— BEGIN —
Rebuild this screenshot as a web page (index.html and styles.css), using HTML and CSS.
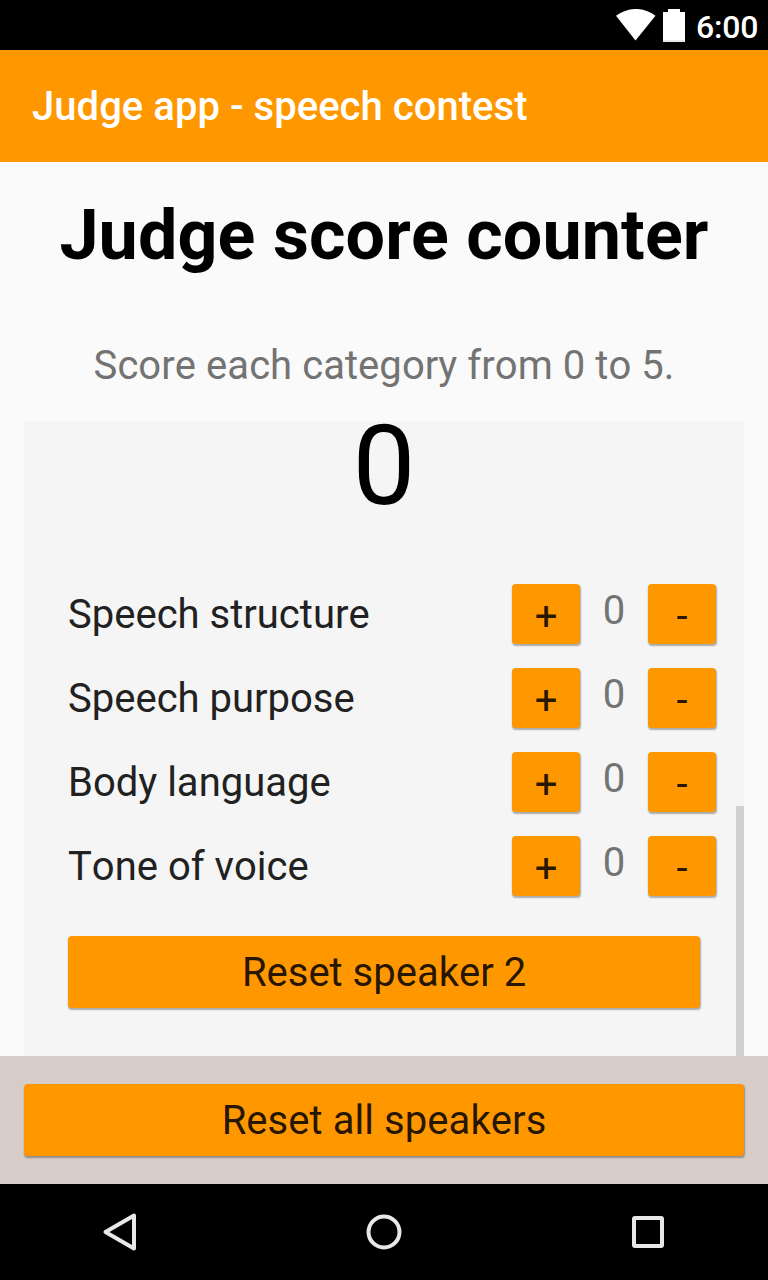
FILE: index.html
```html
<!DOCTYPE html>
<html lang="en">
<head>
<meta charset="utf-8">
<title>Judge app - speech contest</title>
<link rel="stylesheet" href="styles.css">
</head>
<body>
<div class="screen">
  <div class="status">
    <svg class="wifi" width="40" height="32" viewBox="0 0 40 32"><path d="M0 6.800C12-2.300 28-2.300 39.500 6.800L19.500 31.500z" fill="#fff"/></svg>
    <svg class="battery" width="22" height="33" viewBox="0 0 22 33"><path d="M0 3h5V0h12v3h5v28H0z" fill="#fff"/><path d="M0 31h22v2H0z" fill="#e8e8e8"/></svg>
    <span class="clock">6:00</span>
  </div>
  <header class="appbar"><span class="appbar-title">Judge app - speech contest</span></header>
  <main class="content">
    <h1 class="title"><span>Judge score counter</span></h1>
    <p class="hint"><span>Score each category from 0 to 5.</span></p>
    <section class="card">
      <div class="total">0</div>
      <div class="rows">
        <div class="row"><span class="label"><span>Speech structure</span></span><button class="btn small">+</button><span class="value">0</span><button class="btn small">-</button></div>
        <div class="row"><span class="label"><span>Speech purpose</span></span><button class="btn small">+</button><span class="value">0</span><button class="btn small">-</button></div>
        <div class="row"><span class="label"><span>Body language</span></span><button class="btn small">+</button><span class="value">0</span><button class="btn small">-</button></div>
        <div class="row"><span class="label"><span>Tone of voice</span></span><button class="btn small">+</button><span class="value">0</span><button class="btn small">-</button></div>
      </div>
      <button class="btn reset">Reset speaker 2</button>
      <div class="scrollbar"></div>
    </section>
  </main>
  <footer class="bottom"><button class="btn reset-all">Reset all speakers</button></footer>
  <nav class="nav">
    <svg width="40" height="40" viewBox="0 0 40 40"><path d="M34 3.500v33L5.500 20z"/></svg>
    <svg width="40" height="40" viewBox="0 0 40 40"><circle cx="20" cy="20" r="15.500"/></svg>
    <svg width="40" height="40" viewBox="0 0 40 40"><rect x="6" y="6" width="28" height="28" rx="1"/></svg>
  </nav>
</div>
</body>
</html>
```
FILE: styles.css
```css
* { box-sizing: border-box; }
body { margin: 0; font-family: Roboto, "Liberation Sans", sans-serif; font-size: 40px; font-kerning: none; color: #212121; }
.screen { width: 768px; height: 1280px; display: flex; flex-direction: column; background: #fafafa; overflow: hidden; }
.status { height: 50px; background: #000; color: #fff; display: flex; justify-content: flex-end; align-items: flex-start; padding: 9px 9px 0 0; }
.wifi { margin-right: 7px; }
.battery { margin-right: 11px; }
.clock { font-size: 32px; line-height: 36px; font-weight: 500; letter-spacing: -.2px; width: 63px; }
.appbar { height: 112px; background: #ff9800; color: #fff; padding-left: 32px; display: flex; align-items: center; font-size: 40px; font-weight: 500; letter-spacing: .04px; }
.content { flex: 1; display: flex; flex-direction: column; }
.title { margin: 0; height: 144px; line-height: 146px; text-align: center; font-size: 70px; font-weight: 700; letter-spacing: .1px; color: #000; }
.hint { margin: 0; height: 115px; line-height: 120px; text-align: center; letter-spacing: .05px; color: #737373; }
.card { position: relative; flex: 1; margin: 0 24px; background: #f5f5f5; }
.total { height: 163px; font-size: 112px; line-height: 90px; text-align: center; color: #000; }
.rows { display: flex; flex-direction: column; gap: 24px; padding: 0 28px 0 44px; }
.row { display: flex; height: 60px; }
.label { flex: 1; line-height: 62px; }
.value { width: 68px; text-align: center; line-height: 54px; color: #737373; }
.btn { border: 0; margin: 0; padding: 0; display: block; font: inherit; font-kerning: none; color: rgba(0,0,0,.87); background: #ff9800; border-radius: 4px; box-shadow: .5px 1.5px 1.5px rgba(0,0,0,.3); text-align: center; }
.small { width: 68px; line-height: 66px; height: 60px; }
.reset { width: 632px; height: 72px; margin: 40px 0 0 44px; line-height: 74px; }
.scrollbar { position: absolute; right: 0; bottom: 0; width: 8px; height: 250px; background: #d0d0d0; }
.bottom { height: 128px; background: #d7ccc8; padding: 28px 24px; }
.reset-all { width: 720px; height: 72px; line-height: 74px; letter-spacing: .06px; }
.nav { height: 96px; background: #000; display: flex; justify-content: space-between; align-items: center; padding: 0 100px; }
.nav svg { fill: none; stroke: #e8e8e8; stroke-width: 4; stroke-linejoin: round; }
```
— END —
■ Goal:
Give back every line exactly as it stands, pictures excluded.

■ Written answer:
Rebuild this screenshot as a web page (index.html and styles.css), using HTML and CSS.
FILE: index.html
```html
<!DOCTYPE html>
<html lang="en">
<head>
<meta charset="utf-8">
<title>Judge app - speech contest</title>
<link rel="stylesheet" href="styles.css">
</head>
<body>
<div class="screen">
  <div class="status">
    <svg class="wifi" width="40" height="32" viewBox="0 0 40 32"><path d="M0 6.800C12-2.300 28-2.300 39.500 6.800L19.500 31.500z" fill="#fff"/></svg>
    <svg class="battery" width="22" height="33" viewBox="0 0 22 33"><path d="M0 3h5V0h12v3h5v28H0z" fill="#fff"/><path d="M0 31h22v2H0z" fill="#e8e8e8"/></svg>
    <span class="clock">6:00</span>
  </div>
  <header class="appbar"><span class="appbar-title">Judge app - speech contest</span></header>
  <main class="content">
    <h1 class="title"><span>Judge score counter</span></h1>
    <p class="hint"><span>Score each category from 0 to 5.</span></p>
    <section class="card">
      <div class="total">0</div>
      <div class="rows">
        <div class="row"><span class="label"><span>Speech structure</span></span><button class="btn small">+</button><span class="value">0</span><button class="btn small">-</button></div>
        <div class="row"><span class="label"><span>Speech purpose</span></span><button class="btn small">+</button><span class="value">0</span><button class="btn small">-</button></div>
        <div class="row"><span class="label"><span>Body language</span></span><button class="btn small">+</button><span class="value">0</span><button class="btn small">-</button></div>
        <div class="row"><span class="label"><span>Tone of voice</span></span><button class="btn small">+</button><span class="value">0</span><button class="btn small">-</button></div>
      </div>
      <button class="btn reset">Reset speaker 2</button>
      <div class="scrollbar"></div>
    </section>
  </main>
  <footer class="bottom"><button class="btn reset-all">Reset all speakers</button></footer>
  <nav class="nav">
    <svg width="40" height="40" viewBox="0 0 40 40"><path d="M34 3.500v33L5.500 20z"/></svg>
    <svg width="40" height="40" viewBox="0 0 40 40"><circle cx="20" cy="20" r="15.500"/></svg>
    <svg width="40" height="40" viewBox="0 0 40 40"><rect x="6" y="6" width="28" height="28" rx="1"/></svg>
  </nav>
</div>
</body>
</html>
```
FILE: styles.css
```css
* { box-sizing: border-box; }
body { margin: 0; font-family: Roboto, "Liberation Sans", sans-serif; font-size: 40px; font-kerning: none; color: #212121; }
.screen { width: 768px; height: 1280px; display: flex; flex-direction: column; background: #fafafa; overflow: hidden; }
.status { height: 50px; background: #000; color: #fff; display: flex; justify-content: flex-end; align-items: flex-start; padding: 9px 9px 0 0; }
.wifi { margin-right: 7px; }
.battery { margin-right: 11px; }
.clock { font-size: 32px; line-height: 36px; font-weight: 500; letter-spacing: -.2px; width: 63px; }
.appbar { height: 112px; background: #ff9800; color: #fff; padding-left: 32px; display: flex; align-items: center; font-size: 40px; font-weight: 500; letter-spacing: .04px; }
.content { flex: 1; display: flex; flex-direction: column; }
.title { margin: 0; height: 144px; line-height: 146px; text-align: center; font-size: 70px; font-weight: 700; letter-spacing: .1px; color: #000; }
.hint { margin: 0; height: 115px; line-height: 120px; text-align: center; letter-spacing: .05px; color: #737373; }
.card { position: relative; flex: 1; margin: 0 24px; background: #f5f5f5; }
.total { height: 163px; font-size: 112px; line-height: 90px; text-align: center; color: #000; }
.rows { display: flex; flex-direction: column; gap: 24px; padding: 0 28px 0 44px; }
.row { display: flex; height: 60px; }
.label { flex: 1; line-height: 62px; }
.value { width: 68px; text-align: center; line-height: 54px; color: #737373; }
.btn { border: 0; margin: 0; padding: 0; display: block; font: inherit; font-kerning: none; color: rgba(0,0,0,.87); background: #ff9800; border-radius: 4px; box-shadow: .5px 1.5px 1.5px rgba(0,0,0,.3); text-align: center; }
.small { width: 68px; line-height: 66px; height: 60px; }
.reset { width: 632px; height: 72px; margin: 40px 0 0 44px; line-height: 74px; }
.scrollbar { position: absolute; right: 0; bottom: 0; width: 8px; height: 250px; background: #d0d0d0; }
.bottom { height: 128px; background: #d7ccc8; padding: 28px 24px; }
.reset-all { width: 720px; height: 72px; line-height: 74px; letter-spacing: .06px; }
.nav { height: 96px; background: #000; display: flex; justify-content: space-between; align-items: center; padding: 0 100px; }
.nav svg { fill: none; stroke: #e8e8e8; stroke-width: 4; stroke-linejoin: round; }
```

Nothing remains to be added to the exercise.